Yes, critique exploitative behavior wherever it exists. Call out extraction, commodification, and anti-Indigeneity—including within Chicano communities when it actually occurs. But there’s a difference between accountability and de-Indianization.
What if, instead of focusing on lateral attacks, we discussed supporting community-based mezcal brands owned and stewarded by our Oaxacan relatives? What if we built economic accountability initiatives together? What if we recognized that Chicanos and Oaxacans face the same ICE raids, the same wage theft, the same colonial erasure—and organized accordingly?
Real Indigenous praxis looks like defending each other, building economic alternatives, teaching our languages, protecting our lands, and refusing the colonial script that would have us fight over scraps while the actual systems of power remain untouched.
LA Taco: Your conscious editorial choice to platform this divisive content while dismissing Indigenous critique positions you as opps to authentic solidarity. You’ve exploited Chicano symbolism for branding while normalizing anti-Chicano sentiment under the guise of cultural criticism. You owe the community accountability, not clickbait. That 16k engagement you got? That’s 16,000 people potentially internalizing anti-Chicano propaganda. The damage is done.

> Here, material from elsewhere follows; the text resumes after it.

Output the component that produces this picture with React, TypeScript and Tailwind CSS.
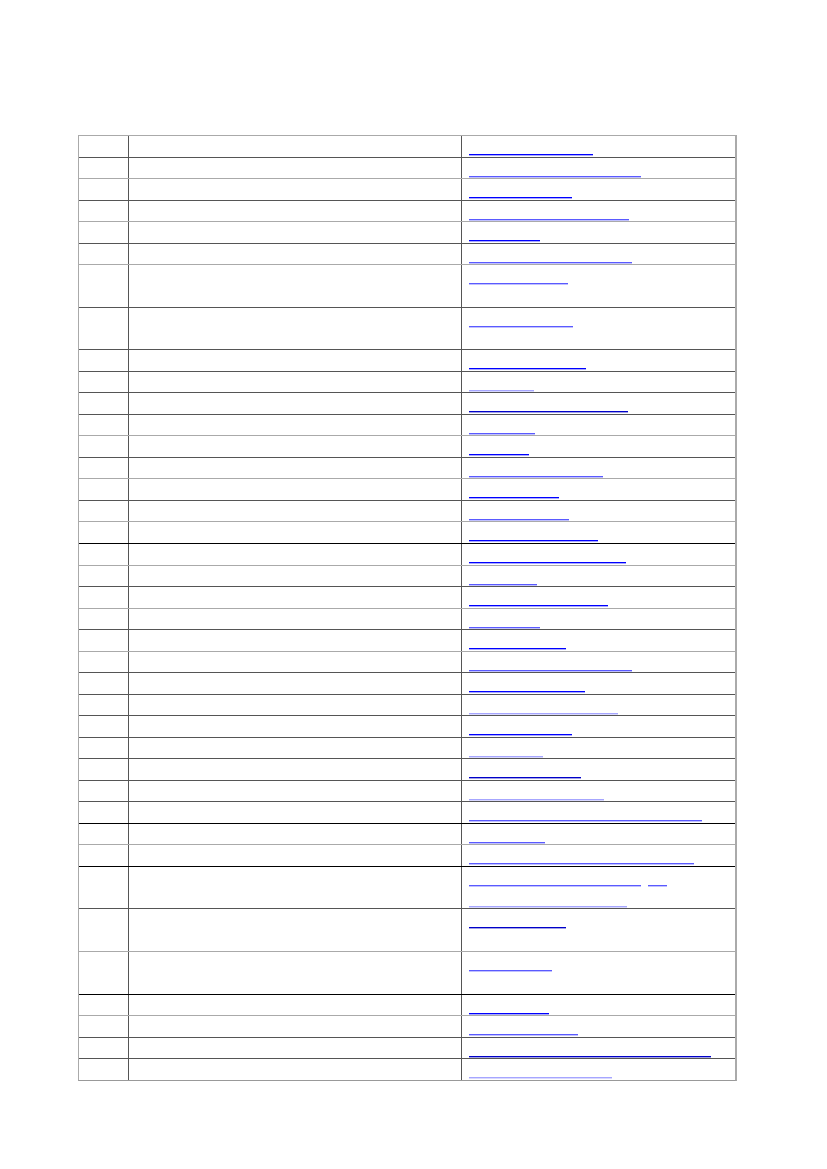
type Tone = 'a' | 'd' | 'b' | 'c';
type Line = [number, Tone][];
type Row = { h: string; edge: 'dark' | 'light' | 'black'; lines: Line[] };

const edgeClass = {
  dark: 'border-t-[#555555]',
  light: 'border-t-[#aaaaaa]',
  black: 'border-t-black',
};

const toneClass = {
  a: 'bg-[#0000ff] shadow-[0_1px_0_#a8a8ff]',
  d: 'bg-[#0000c8] shadow-[0_1px_0_#a0a0e8]',
  b: 'bg-[#5a5aff] shadow-[0_1px_0_#c0c0ff]',
  c: 'bg-[#a6a6ff] shadow-[0_1px_0_#d8d8ff]',
};

const rows: Row[] = [
  { h: 'h-[22px]', edge: 'light', lines: [[[124, 'a']]] },
  { h: 'h-[21px]', edge: 'dark', lines: [[[172, 'b']]] },
  { h: 'h-[22px]', edge: 'light', lines: [[[103, 'a']]] },
  { h: 'h-[21px]', edge: 'dark', lines: [[[160, 'b']]] },
  { h: 'h-[22px]', edge: 'light', lines: [[[71, 'a']]] },
  { h: 'h-[21px]', edge: 'dark', lines: [[[163, 'b']]] },
  { h: 'h-[43px]', edge: 'light', lines: [[[99, 'b']]] },
  { h: 'h-[42px]', edge: 'dark', lines: [[[104, 'b']]] },
  { h: 'h-[22px]', edge: 'dark', lines: [[[117, 'a']]] },
  { h: 'h-[21px]', edge: 'dark', lines: [[[65, 'c']]] },
  { h: 'h-[22px]', edge: 'dark', lines: [[[159, 'd']]] },
  { h: 'h-[21px]', edge: 'dark', lines: [[[66, 'b']]] },
  { h: 'h-[22px]', edge: 'light', lines: [[[60, 'a']]] },
  { h: 'h-[21px]', edge: 'dark', lines: [[[134, 'b']]] },
  { h: 'h-[22px]', edge: 'light', lines: [[[90, 'a']]] },
  { h: 'h-[21px]', edge: 'dark', lines: [[[100, 'b']]] },
  { h: 'h-[22px]', edge: 'light', lines: [[[129, 'a']]] },
  { h: 'h-[22px]', edge: 'black', lines: [[[157, 'a']]] },
  { h: 'h-[21px]', edge: 'light', lines: [[[68, 'b']]] },
  { h: 'h-[22px]', edge: 'dark', lines: [[[139, 'a']]] },
  { h: 'h-[21px]', edge: 'light', lines: [[[71, 'b']]] },
  { h: 'h-[22px]', edge: 'dark', lines: [[[97, 'a']]] },
  { h: 'h-[21px]', edge: 'light', lines: [[[163, 'b']]] },
  { h: 'h-[22px]', edge: 'dark', lines: [[[116, 'a']]] },
  { h: 'h-[21px]', edge: 'dark', lines: [[[149, 'c']]] },
  { h: 'h-[22px]', edge: 'dark', lines: [[[103, 'a']]] },
  { h: 'h-[21px]', edge: 'dark', lines: [[[74, 'c']]] },
  { h: 'h-[22px]', edge: 'dark', lines: [[[112, 'd']]] },
  { h: 'h-[21px]', edge: 'dark', lines: [[[135, 'c']]] },
  { h: 'h-[22px]', edge: 'dark', lines: [[[233, 'b']]] },
  { h: 'h-[21px]', edge: 'black', lines: [[[76, 'b']]] },
  { h: 'h-[22px]', edge: 'light', lines: [[[225, 'b']]] },
  { h: 'h-[42px]', edge: 'black', lines: [[[172, 'b'], [19, 'b']], [[158, 'c']]] },
  { h: 'h-[43px]', edge: 'dark', lines: [[[97, 'd']]] },
  { h: 'h-[43px]', edge: 'light', lines: [[[83, 'b']]] },
  { h: 'h-[21px]', edge: 'black', lines: [[[80, 'a']]] },
  { h: 'h-[22px]', edge: 'light', lines: [[[109, 'b']]] },
  { h: 'h-[21px]', edge: 'dark', lines: [[[242, 'd']]] },
  { h: 'h-[22px]', edge: 'dark', lines: [[[143, 'c']]] },
];

const App = () => {
  return (
    <div className="min-h-[1169px] w-[827px] bg-white pt-[135px] font-['Liberation_Sans',Arial,sans-serif]">
      <div className="ml-[78px] w-[659px] border-l border-r-2 border-b border-l-[#aaaaaa] border-r-[#aaaaaa] border-b-[#999999]">
        {rows.map((row, i) => (
          <div key={i} className={`flex border-t ${row.h} ${edgeClass[row.edge]}`}>
            <div className="w-[50px] shrink-0 border-r border-r-[#555555]" />
            <div className="w-[333px] shrink-0 border-r border-r-[#555555]" />
            <div className="flex-1 pl-[7px]">
              {row.lines.map((line, j) => (
                <div key={j} className="flex h-[21px] gap-[7px] pt-[18px]">
                  {line.map(([w, tone], k) => (
                    <span key={k} className={`block h-px ${toneClass[tone]}`} style={{ width: w }} />
                  ))}
                </div>
              ))}
            </div>
          </div>
        ))}
      </div>
    </div>
  );
};

export default App;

And to those questionable personas producing anti-Chicano propaganda wrapped in Indigenous aesthetics: We see you. We see the deceptive spirits of division and dishonesty hiding behind your optical Indigeneity. You will be challenged. Not because there’s no criticism to be had or that we can’t take it, but because our youth deserve protection from deceptive colonial logic being presented as Indigenous integrity.
So for most of us who want to do right by our Ancestors, let’s move forward with principles over performance, solidarity over social capital, and the actual hard work of collective liberation over the easy work of lateral oppression.